3.1.4 Message Processing Events and Sequencing Rules

This protocol has the operations described in the following table.

Operation

Description

EnumerateFolder

Returns items and subfolders of a given folder.

GetAttachments

Returns attachments to a given list item.

GetList

Returns general information, the schema of the fields, and access right permissions for a given list.

GetListCollection

Returns general information about all lists of a given site.

GetListItems

Returns all or the desired fields of all list items satisfying certain criteria in a given list.

GetSite

Returns information about the site collection of the context site.

GetSiteAndWeb

Extracts the fragments of a URL which refer to the site as a whole and the particular Web where the URL belongs.

GetURLSegments

Given a URL of some structural element, extracts the identifiers, URLs, or both elements of the containing structural elements.

GetWeb

Returns information about the context site.

Each method is a SOAP operation, as specified in [SOAP1.1], that sends parameters that are organized into an input XML message and returns a set of values that are combined in a response or output XML message. The protocol server never initiates any communication with the protocol client. All communication is transported over HTTP or HTTPS as specified in [RFC2616], section 9.1.

Method calls are sent as HTTP posts with SOAP action headers denoting the method and the body containing the input message that are wrapped in a SOAP envelope. The responses are sent as an output message in the body of an HTTP response and have the content type: text/xml and are wrapped in a SOAP envelope. All posts are made to a well-known URL on the protocol server. For example, http://root/_vti_bin/SiteData.asmx, where the root denotes a root URL of a site or subsite.

Crawling begins with the establishment of context. Assume that all the crawling agent knows is the URL of a page from the site content. For example:

 http://www.fabricam.com/Subsite/Shared%20Documents/Forms/AllItems.aspx

The following sequence diagram depicts the sequence of the required operations for full traversal. A brief explanation of each message follows. Note that the following figure explains only one branch of depth-first [KNUTH] traversal of a site. For example, having found a list among others returned by the GetListCollection response, the protocol explores its list items. Complete depth-first traversal enumerates all the lists first, and then explores the list items of each list.

Outline of site traversal scenario

Figure 2: Outline of site traversal scenario

The following occurs:

  1. The protocol client sends a GetSite input message with any site-referring URL as a parameter to get the URL for the site collection and the site referred to by the URL.

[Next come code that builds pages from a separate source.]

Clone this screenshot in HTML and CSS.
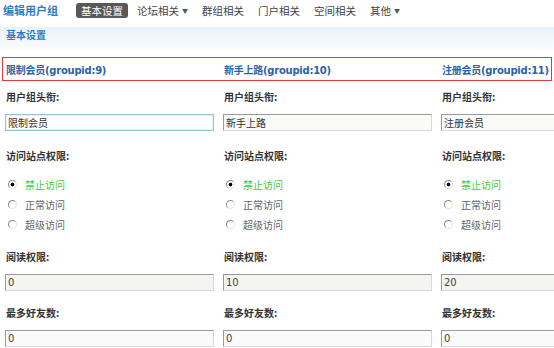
FILE: index.html
```html
<!DOCTYPE html>
<html lang="zh-CN">
<head>
<meta charset="utf-8">
<title>编辑用户组</title>
<link rel="stylesheet" href="styles.css">
</head>
<body>
<div class="top">
  <span class="title">编辑用户组</span>
  <span class="tab active">基本设置</span>
  <span class="tab">论坛相关<i class="arr">▼</i></span>
  <span class="tab">群组相关</span>
  <span class="tab">门户相关</span>
  <span class="tab">空间相关</span>
  <span class="tab">其他<i class="arr">▼</i></span>
</div>
<div class="band">基本设置</div>
<div class="groups">
  <span class="gname">限制会员(groupid:9)</span>
  <span class="gname">新手上路(groupid:10)</span>
  <span class="gname">注册会员(groupid:11)</span>
</div>
<div class="cols">
  <div class="col">
    <div class="label first">用户组头衔:</div>
    <div class="input focus">限制会员</div>
    <div class="label gap">访问站点权限:</div>
    <div class="radios">
      <div class="radio on"><span class="dot"></span>禁止访问</div>
      <div class="radio"><span class="dot"></span>正常访问</div>
      <div class="radio"><span class="dot"></span>超级访问</div>
    </div>
    <div class="label gap2">阅读权限:</div>
    <div class="input ro num">0</div>
    <div class="label gap3">最多好友数:</div>
    <div class="input num">0</div>
  </div>
  <div class="col">
    <div class="label first">用户组头衔:</div>
    <div class="input">新手上路</div>
    <div class="label gap">访问站点权限:</div>
    <div class="radios">
      <div class="radio on"><span class="dot"></span>禁止访问</div>
      <div class="radio"><span class="dot"></span>正常访问</div>
      <div class="radio"><span class="dot"></span>超级访问</div>
    </div>
    <div class="label gap2">阅读权限:</div>
    <div class="input ro num">10</div>
    <div class="label gap3">最多好友数:</div>
    <div class="input num">0</div>
  </div>
  <div class="col last">
    <div class="label first">用户组头衔:</div>
    <div class="input">注册会员</div>
    <div class="label gap">访问站点权限:</div>
    <div class="radios">
      <div class="radio on"><span class="dot"></span>禁止访问</div>
      <div class="radio"><span class="dot"></span>正常访问</div>
      <div class="radio"><span class="dot"></span>超级访问</div>
    </div>
    <div class="label gap2">阅读权限:</div>
    <div class="input ro num">20</div>
    <div class="label gap3">最多好友数:</div>
    <div class="input num">0</div>
  </div>
</div>
</body>
</html>
```
FILE: styles.css
```css
html, body {
  margin: 0;
  padding: 0;
  background: #fff;
}
body {
  width: 554px;
  height: 348px;
  overflow: hidden;
  font-family: "Noto Sans CJK SC", sans-serif;
  font-size: 10px;
  color: #333;
}
.top {
  display: flex;
  align-items: center;
  height: 20px;
  padding-left: 3px;
}
.title {
  font-size: 11px;
  font-weight: bold;
  color: #2a7fc4;
  margin-right: 18px;
  line-height: 14px;
}
.tab {
  font-size: 10.5px;
  line-height: 15px;
  height: 15px;
  padding: 0 5px;
  margin-right: 4px;
  color: #444;
  border-radius: 3px;
}
.tab.active {
  background: #585858;
  color: #fff;
}
.arr {
  font-style: normal;
  font-size: 6px;
  margin-left: 3px;
  vertical-align: 2px;
  color: #555;
}
.band {
  margin-top: 7px;
  height: 24px;
  line-height: 16px;
  padding-left: 6px;
  font-weight: bold;
  color: #2a7fc4;
  background: linear-gradient(to bottom, #e9f2fa, #f7fafd 80%, #fff);
}
.groups {
  margin: 6px 2px 0 2px;
  height: 22px;
  border: 1px solid #e2393f;
  display: flex;
  align-items: center;
  padding-left: 3px;
  overflow: hidden;
}
.gname {
  flex: 0 0 218px;
  font-family: "DejaVu Sans", "Noto Sans CJK SC", sans-serif;
  font-weight: bold;
  font-size: 10px;
  letter-spacing: -0.25px;
  color: #2b63a4;
  white-space: nowrap;
}
.gname:last-child {
  flex: 0 0 auto;
}
.cols {
  display: flex;
  padding-left: 5px;
  overflow: hidden;
}
.col {
  flex: 0 0 218px;
}
.col.last {
  flex: 1 1 auto;
  min-width: 0;
  overflow: hidden;
}
.col.last .input {
  border-right: 0;
}
.label {
  font-weight: bold;
  line-height: 16px;
  height: 16px;
  padding-left: 1px;
  color: #333;
  white-space: nowrap;
}
.label.first { margin-top: 8px; }
.label.gap { margin-top: 17px; }
.label.gap2 { margin-top: 15px; }
.label.gap3 { margin-top: 14px; }
.input {
  margin-top: 9px;
  width: 205px;
  height: 15px;
  line-height: 15px;
  padding-left: 2px;
  border: 1px solid;
  border-color: #9a9a9a #d8d8d8 #d8d8d8 #9a9a9a;
  background: #fafaf8;
  color: #333;
  white-space: nowrap;
}
.input.focus {
  border-color: #92c4de;
  background: #fff;
  box-shadow: inset 0 0 0 1px #e3f1f8;
}
.input.ro {
  background: #f4f4f0;
}
.input.num {
  font-family: "DejaVu Sans", sans-serif;
  color: #444;
}
.radios {
  margin-top: 10px;
}
.radio {
  display: flex;
  align-items: center;
  height: 20px;
  color: #666;
  white-space: nowrap;
}
.radio.on {
  color: #3ccc3c;
}
.dot {
  width: 7px;
  height: 7px;
  margin-left: 3px;
  margin-right: 8px;
  border-radius: 50%;
  border: 1px solid;
  border-color: #8a8a8a #e4e4e4 #e4e4e4 #8a8a8a;
  background: #fff;
}
.radio.on .dot {
  background: radial-gradient(circle, #000 0, #000 1.6px, #fff 2.2px);
}
```
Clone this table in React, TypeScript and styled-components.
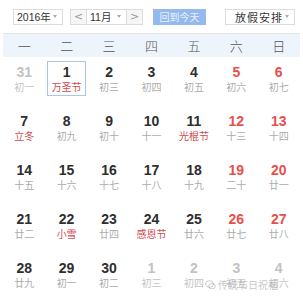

  2. The protocol server sends a response message containing those URLs.

  3. The protocol client sends a GetWeb request message targeting a web site of interest in the site collection. For example, http://www.fabricam.com.

  4. The protocol server sends a response message that contains the list of all subsites (child objects) and lists of the web site targeted by the request. In this example, http://www.fabricam.com/subsite.

  5. To explore the first list in the depth-first traversal, the protocol client sends a GetList message, passing this subsite URL and list identifier as parameters.

  6. The protocol server sends the GetList response message containing information about the list, including when it was created, when it was last modified, the permission settings, and the list schema.

  7. To obtain information about all the list items, the protocol client sends a GetListItems input message with an empty sQuery parameter (meaning "all items ").

  8. The protocol server sends a GetListItems response message, enumerating all list items.

  9. To obtain information about each list item, the protocol client sends a GetListItems input message again to get the list item properties.

  10. The protocol server sends a GetListItems response message for list item properties.

The protocol client can now inspect all fields of those list items to build the index. The details of building the index are outside of the scope of this protocol.

Full details of individual Site Data Protocol operations are specified in sections 3.1.4.1 through 3.1.4.9.